Here's a surprise: the GTX 460 supports bitstream audio over HDMI for Dolby True HD and DTS-HD Master Audio. I believe that's a first for Nvidia graphics cards, and it should make the GTX 460 a nice candidate for an HTPC system.

Notice that these two cards have different coolers. The reference design uses a fan that has a Zalman-esque heatsink beneath, while Zotac's card employs a blower. Nvidia expects some board vendors to use its reference cooler, but obviously, others will not. We have no problem in theory with a blower like the one Zotac uses; lots of high-end graphics move air efficiently and quietly with blowers.

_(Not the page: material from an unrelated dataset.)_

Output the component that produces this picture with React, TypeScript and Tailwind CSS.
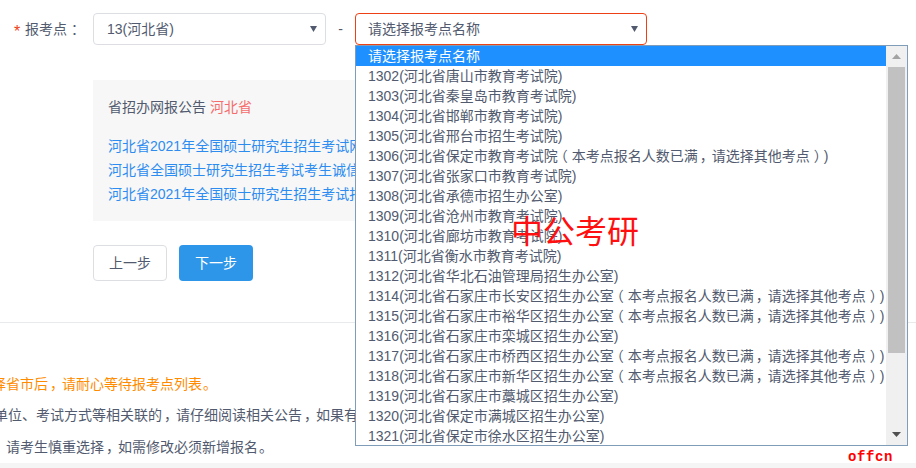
const full = "（本考点报名人数已满，请选择其他考点）";

const items = [
  "1302(河北省唐山市教育考试院)",
  "1303(河北省秦皇岛市教育考试院)",
  "1304(河北省邯郸市教育考试院)",
  "1305(河北省邢台市招生考试院)",
  `1306(河北省保定市教育考试院${full})`,
  "1307(河北省张家口市教育考试院)",
  "1308(河北省承德市招生办公室)",
  "1309(河北省沧州市教育考试院)",
  "1310(河北省廊坊市教育考试院)",
  "1311(河北省衡水市教育考试院)",
  "1312(河北省华北石油管理局招生办公室)",
  `1314(河北省石家庄市长安区招生办公室${full})`,
  `1315(河北省石家庄市裕华区招生办公室${full})`,
  "1316(河北省石家庄市栾城区招生办公室)",
  `1317(河北省石家庄市桥西区招生办公室${full})`,
  `1318(河北省石家庄市新华区招生办公室${full})`,
  "1319(河北省石家庄市藁城区招生办公室)",
  "1320(河北省保定市满城区招生办公室)",
  "1321(河北省保定市徐水区招生办公室)",
];

const notices = [
  "河北省2021年全国硕士研究生招生考试网上报名公告",
  "河北省全国硕士研究生招生考试考生诚信考试承诺书",
  "河北省2021年全国硕士研究生招生考试报考点信息",
];

// the picture's font sits full-width punctuation in the middle of its cell
function Cn({ text }: { text: string }) {
  return (
    <>
      {text.split(/([，。（）：])/).map((part, i) => {
        if (part === "（")
          return <span key={i} className="inline-block w-[14px] indent-[-4px] whitespace-nowrap">{part}</span>;
        if (part === "）" || part === "：")
          return <span key={i} className="inline-block w-[14px] indent-[4px] whitespace-nowrap">{part}</span>;
        if (part === "，")
          return <span key={i} className="inline-block w-[14px] indent-[2px] whitespace-nowrap">{part}</span>;
        if (part === "。")
          return <span key={i} className="inline-block w-[14px] indent-[1px] whitespace-nowrap">{part}</span>;
        return <span key={i}>{part}</span>;
      })}
    </>
  );
}

function Caret() {
  return (
    <svg width="7" height="6" viewBox="0 0 7 6" className="absolute right-[8px] top-[12px]">
      <path d="M0 0h7L3.500 6z" fill="#515a6e" />
    </svg>
  );
}

export default function App() {
  return (
    <div className="relative w-[916px] h-[468px] overflow-hidden bg-white text-[14px] text-[#515a6e] font-['Liberation_Sans','Noto_Sans_CJK_SC',sans-serif]">
      {/* form row */}
      <div className="flex items-center pt-[13px] h-[45px]">
        <div className="w-[93px] flex items-center pl-[14px] text-[#515a6e]">
          <span className="text-[#ed4014] w-[11px] text-[16px] leading-[16px] pt-[6px]">*</span>
          <span>
            <Cn text="报考点：" />
          </span>
        </div>
        <div className="relative w-[233px] h-[32px] border border-[#dcdee2] rounded-[4px] pl-[13px] leading-[30px]">
          13(河北省)
          <Caret />
        </div>
        <div className="w-[29px] text-center">-</div>
        <div className="relative w-[292px] h-[32px] border border-[#ed4014] rounded-[4px] pl-[12px] leading-[30px]">
          请选择报考点名称
          <Caret />
        </div>
      </div>

      {/* notice box */}
      <div className="ml-[93px] mt-[35px] w-[300px] h-[141px] bg-[#f7f7f7] pl-[15px] pt-[17px] overflow-hidden whitespace-nowrap">
        <div className="leading-[20px]">
          省招办网报公告 <span className="text-[#f56c6c]">河北省</span>
        </div>
        <div className="mt-[17px] flex flex-col text-[#2d8cf0] leading-[24px]">
          {notices.map((n) => (
            <div key={n}>{n}</div>
          ))}
        </div>
      </div>

      {/* buttons */}
      <div className="ml-[93px] mt-[24px] flex gap-[12px]">
        <div className="w-[74px] h-[36px] border border-[#dcdee2] rounded-[4px] flex items-center justify-center">上一步</div>
        <div className="w-[74px] h-[36px] bg-[#2d96e8] text-white rounded-[4px] flex items-center justify-center">下一步</div>
      </div>

      <div className="mt-[41px] border-t border-[#e8eaec]" />

      {/* tips, cut off on the left like the page in the picture */}
      <div className="mt-[51px] whitespace-nowrap">
        <div className="ml-[-8px] text-[#ff8c00] leading-[20px]">
          <Cn text="择省市后，请耐心等待报考点列表。" />
        </div>
        <div className="ml-[-6px] mt-[11px] leading-[20px]">
          <Cn text="单位、考试方式等相关联的，请仔细阅读相关公告，如果有" />
        </div>
        <div className="ml-[6px] mt-[12px] leading-[20px]">
          <Cn text="请考生慎重选择，如需修改必须新增报名。" />
        </div>
      </div>

      <div className="absolute left-0 right-0 bottom-0 h-[5px] bg-[#f5f5f5]" />

      {/* open select list */}
      <div className="absolute left-[355px] top-[45px] w-[553px] h-[401px] border border-[#7f9db9] bg-white flex">
        <div className="flex-1 min-w-0 whitespace-nowrap overflow-hidden leading-[20px]">
          <div className="h-[20px] bg-[#1e90ff] text-white pl-[12px]">请选择报考点名称</div>
          {items.map((t) => (
            <div key={t} className="h-[20px] pl-[12px]">
              <Cn text={t} />
            </div>
          ))}
        </div>
        <div className="w-[21px] bg-[#f0f0f0] flex flex-col items-center">
          <div className="h-[21px] flex items-center justify-center">
            <svg width="9" height="5" viewBox="0 0 9 5"><path d="M4.500 0L9 5H0z" fill="#a3a3a3" /></svg>
          </div>
          <div className="w-[17px] h-[286px] bg-[#c1c1c1]" />
          <div className="flex-1" />
          <div className="h-[21px] flex items-center justify-center">
            <svg width="9" height="5" viewBox="0 0 9 5"><path d="M0 0h9L4.500 5z" fill="#505050" /></svg>
          </div>
        </div>
      </div>

      {/* watermarks */}
      <div className="absolute left-[511px] top-[210px] text-[32px] leading-[38px] text-[#ff1010] font-['Noto_Sans_CJK_SC',sans-serif]">中公考研</div>
      <div className="absolute left-[848px] top-[449px] text-[14px] leading-[16px] font-bold text-[#ff0000] tracking-[0.6px] font-['Liberation_Mono',monospace]">offcn</div>
    </div>
  );
}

However, the reference cards' fans are very noticeably—and measurably—quieter. We think it's possible this particular blower on our Zotac card may have a bad bearing or something, because it did tend to rattle a bit at times, but we only have the one card to judge.



The GTX 460 sports a very compact board design, with a total length of only 8.25". As you can see from the pictures above, that's quite a bit shorter than some cards in this price class, most notably the Radeon HD 5830. Since AMD didn't produce a reference PCB design for the 5830, most manufacturers have based their cards on the Radeon HD 5870 PCB. That makes the 5830 a relatively lengthy card for this class, and it could present fit problems in smaller cases. Even though it's based on a much larger GPU, the GTX 460 is no longer than the Radeon HD 5770.